Les cinémas Utopia existent depuis presque 45 ans. La première salle était à Avignon. Aujourd’hui il y en a aussi à Toulouse, Montpellier, Bordeaux et en région parisienne. Nous sommes dans la même idée du cinéma. Mais on est tous indépendants, seulement liés par le nom. A l’époque où ça a été ouvert, en 1976, le nom « Utopia » c’était l’idée d’une utopie. L’utopie de montrer des films qui n’étaient pas forcément de grosses productions, les montrer en VO, sans publicités, sans pop-corn... A l’époque, c’était déjà cette idée de recentrer le cinéma sur quelque chose de plus artistique et moins marchand.
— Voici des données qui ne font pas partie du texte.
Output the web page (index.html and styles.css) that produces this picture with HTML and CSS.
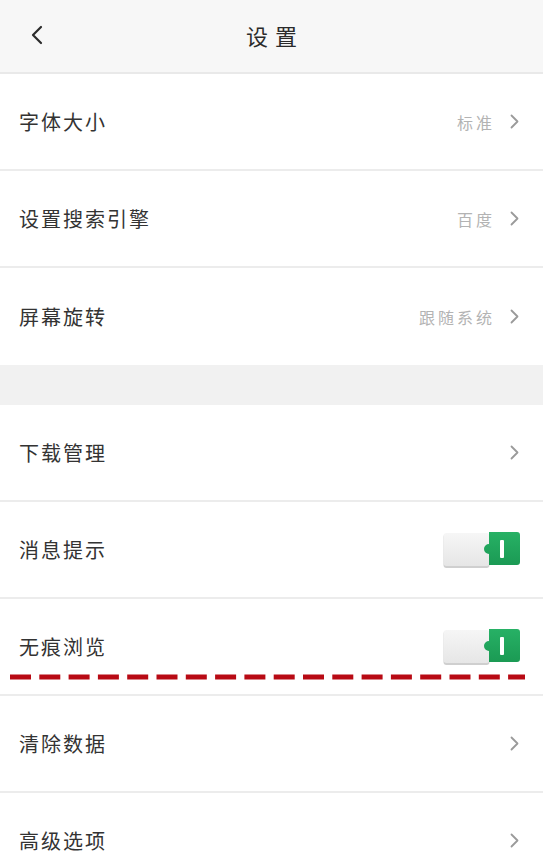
FILE: index.html
```html
<!DOCTYPE html>
<html lang="zh-CN">
<head>
<meta charset="utf-8">
<title>设置</title>
<link rel="stylesheet" href="styles.css">
</head>
<body>
<div class="page">
  <header class="nav">
    <span class="back">
      <svg width="14" height="20" viewBox="0 0 14 20"><path d="M11 2 L3 10 L11 18" fill="none" stroke="#2b2b2b" stroke-width="2.2" stroke-linecap="round" stroke-linejoin="round"/></svg>
    </span>
    <h1 class="title">设置</h1>
  </header>

  <section class="group group-a">
    <div class="row">
      <span class="label">字体大小</span>
      <span class="right"><span class="value">标准</span><svg class="chev" width="9" height="15" viewBox="0 0 9 15"><path d="M1.5 1.5 L7.5 7.5 L1.5 13.5" fill="none" stroke="#9a9a9a" stroke-width="1.8" stroke-linecap="round" stroke-linejoin="round"/></svg></span>
    </div>
    <div class="row">
      <span class="label">设置搜索引擎</span>
      <span class="right"><span class="value">百度</span><svg class="chev" width="9" height="15" viewBox="0 0 9 15"><path d="M1.5 1.5 L7.5 7.5 L1.5 13.5" fill="none" stroke="#9a9a9a" stroke-width="1.8" stroke-linecap="round" stroke-linejoin="round"/></svg></span>
    </div>
    <div class="row row-last">
      <span class="label">屏幕旋转</span>
      <span class="right"><span class="value">跟随系统</span><svg class="chev" width="9" height="15" viewBox="0 0 9 15"><path d="M1.5 1.5 L7.5 7.5 L1.5 13.5" fill="none" stroke="#9a9a9a" stroke-width="1.8" stroke-linecap="round" stroke-linejoin="round"/></svg></span>
    </div>
  </section>

  <div class="band"></div>

  <section class="group group-b">
    <div class="row">
      <span class="label">下载管理</span>
      <span class="right"><svg class="chev" width="9" height="15" viewBox="0 0 9 15"><path d="M1.5 1.5 L7.5 7.5 L1.5 13.5" fill="none" stroke="#9a9a9a" stroke-width="1.8" stroke-linecap="round" stroke-linejoin="round"/></svg></span>
    </div>
    <div class="row">
      <span class="label">消息提示</span>
      <span class="right toggle-wrap">
        <svg class="toggle" width="78" height="36" viewBox="0 0 78 36">
          <defs>
            <linearGradient id="g1" x1="0" y1="0" x2="0" y2="1"><stop offset="0" stop-color="#f6f6f6"/><stop offset="1" stop-color="#e6e6e6"/></linearGradient>
            <linearGradient id="gr1" x1="0" y1="0" x2="0" y2="1"><stop offset="0" stop-color="#27b165"/><stop offset="1" stop-color="#1b9a54"/></linearGradient>
          </defs>
          <rect x="0.5" y="2" width="46" height="34" rx="3" fill="#cfcfcf"/>
          <rect x="0.5" y="1" width="46" height="33" rx="3" fill="url(#g1)"/>
          <path d="M46 0 H74 Q77 0 77 3 V30 Q77 33 74 33 H46 V22 A4.5 4.5 0 0 1 46 12 Z" fill="url(#gr1)"/>
          <rect x="57" y="8" width="4" height="18" rx="1" fill="#ffffff"/>
        </svg>
      </span>
    </div>
    <div class="row">
      <span class="label">无痕浏览</span>
      <span class="right toggle-wrap">
        <svg class="toggle" width="78" height="36" viewBox="0 0 78 36">
          <defs>
            <linearGradient id="g2" x1="0" y1="0" x2="0" y2="1"><stop offset="0" stop-color="#f6f6f6"/><stop offset="1" stop-color="#e6e6e6"/></linearGradient>
            <linearGradient id="gr2" x1="0" y1="0" x2="0" y2="1"><stop offset="0" stop-color="#27b165"/><stop offset="1" stop-color="#1b9a54"/></linearGradient>
          </defs>
          <rect x="0.5" y="2" width="46" height="34" rx="3" fill="#cfcfcf"/>
          <rect x="0.5" y="1" width="46" height="33" rx="3" fill="url(#g2)"/>
          <path d="M46 0 H74 Q77 0 77 3 V30 Q77 33 74 33 H46 V22 A4.5 4.5 0 0 1 46 12 Z" fill="url(#gr2)"/>
          <rect x="57" y="8" width="4" height="18" rx="1" fill="#ffffff"/>
        </svg>
      </span>
      <svg class="dash" width="520" height="8" viewBox="0 0 520 8"><line x1="2" y1="4" x2="517" y2="4" stroke="#b80a14" stroke-width="5" stroke-linecap="butt" stroke-dasharray="21 8.3"/></svg>
    </div>
    <div class="row">
      <span class="label">清除数据</span>
      <span class="right"><svg class="chev" width="9" height="15" viewBox="0 0 9 15"><path d="M1.5 1.5 L7.5 7.5 L1.5 13.5" fill="none" stroke="#9a9a9a" stroke-width="1.8" stroke-linecap="round" stroke-linejoin="round"/></svg></span>
    </div>
    <div class="row">
      <span class="label">高级选项</span>
      <span class="right"><svg class="chev" width="9" height="15" viewBox="0 0 9 15"><path d="M1.5 1.5 L7.5 7.5 L1.5 13.5" fill="none" stroke="#9a9a9a" stroke-width="1.8" stroke-linecap="round" stroke-linejoin="round"/></svg></span>
    </div>
  </section>
</div>
</body>
</html>
```

FILE: styles.css
```css
html, body {
  margin: 0;
  padding: 0;
  background: #ffffff;
}

body {
  font-family: "Noto Sans CJK SC", "Noto Sans", sans-serif;
  color: #333333;
  overflow: hidden;
}

.page {
  width: 543px;
  height: 861px;
  overflow: hidden;
}

.nav {
  height: 74px;
  box-sizing: border-box;
  background: #f7f7f7;
  border-bottom: 2px solid #e9e9e9;
  display: grid;
  grid-template-columns: 1fr auto 1fr;
  align-items: center;
  padding: 0 0 2px 0;
}

.back {
  display: flex;
  align-items: center;
  padding-left: 30px;
}

.title {
  margin: 0;
  font-size: 22px;
  font-weight: 400;
  letter-spacing: 7px;
  margin-right: -7px;
  color: #2b2b2b;
}

.group {
  display: flex;
  flex-direction: column;
}

.row {
  position: relative;
  box-sizing: border-box;
  display: flex;
  align-items: center;
  justify-content: space-between;
  padding: 0 24px 0 19px;
  border-bottom: 2px solid #ececec;
  background: #ffffff;
}

.group-a .row {
  height: 97px;
}

.group-a .row-last {
  border-bottom: none;
  height: 97px;
}

.group-b .row {
  height: 97px;
}

.label {
  font-size: 20px;
  letter-spacing: 2px;
  color: #333333;
}

.right {
  display: flex;
  align-items: center;
}

.value {
  font-size: 16px;
  letter-spacing: 3px;
  color: #b3b3b3;
  margin-right: 15px;
}

.chev {
  display: block;
}

.toggle-wrap {
  margin-right: -2px;
}

.toggle {
  display: block;
}

.band {
  height: 40px;
  background: #f1f1f1;
}

.dash {
  position: absolute;
  left: 8px;
  top: 74px;
}
```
L’Utopia de Bordeaux a ouvert en septembre 1999. On s’est installés dans une ancienne église, qui n’est plus une église depuis la révolution. Ça a été une salpêtrière, une conserverie, une école de mousses, un garage... quand on l’a récupérée, c’était un parking abandonné. L’Utopia est devenu un acteur culturel important dans la ville de Bordeaux. C’est pour ça aussi qu’on a beaucoup de partenaires culturels et sociaux locaux, on est une place de choix pour eux. Pour qu’ils puissent s’exprimer et qu’ils aient une visibilité.
Le cinéma, c’est une salle dans laquelle on est avec d’autres personnes, on partage, on rit, on pleure et on discute après.
Est-ce important de s’aérer l’esprit au cinéma ? De sortir de chez soi pour voir des films ?
C’est important pour tenir. Le cinéma permet de s’évader, de voir un ailleurs, un autre pays... autre chose. C’est de la nourriture pour l’esprit, comme les livres. Il faut continuer à aller voir des concerts, à aller au musée, au cinéma, au théâtre...
Dans une société sans ça, il n’y a plus rien. On s’approche de 1984 [roman dystopique de George Orwell, NDLR]. On se lève, on va travailler, on rentre chez soi et c’est terminé. Ce qui se passe en ce moment ressemble à des scénarios de films et de bouquins, la réalité se confond avec la dystopie.
Que pensez-vous du cinéma virtuel ?
Si c’est virtuel, ça n’existe pas. Ce n’est pas du cinéma. On essaie de faire croire qu’il y a une sorte de rareté mais c’est un mélange de télé et de streaming. Le cinéma, c’est une salle dans laquelle on est avec d’autres personnes, on partage, on rit, on pleure et on discute après.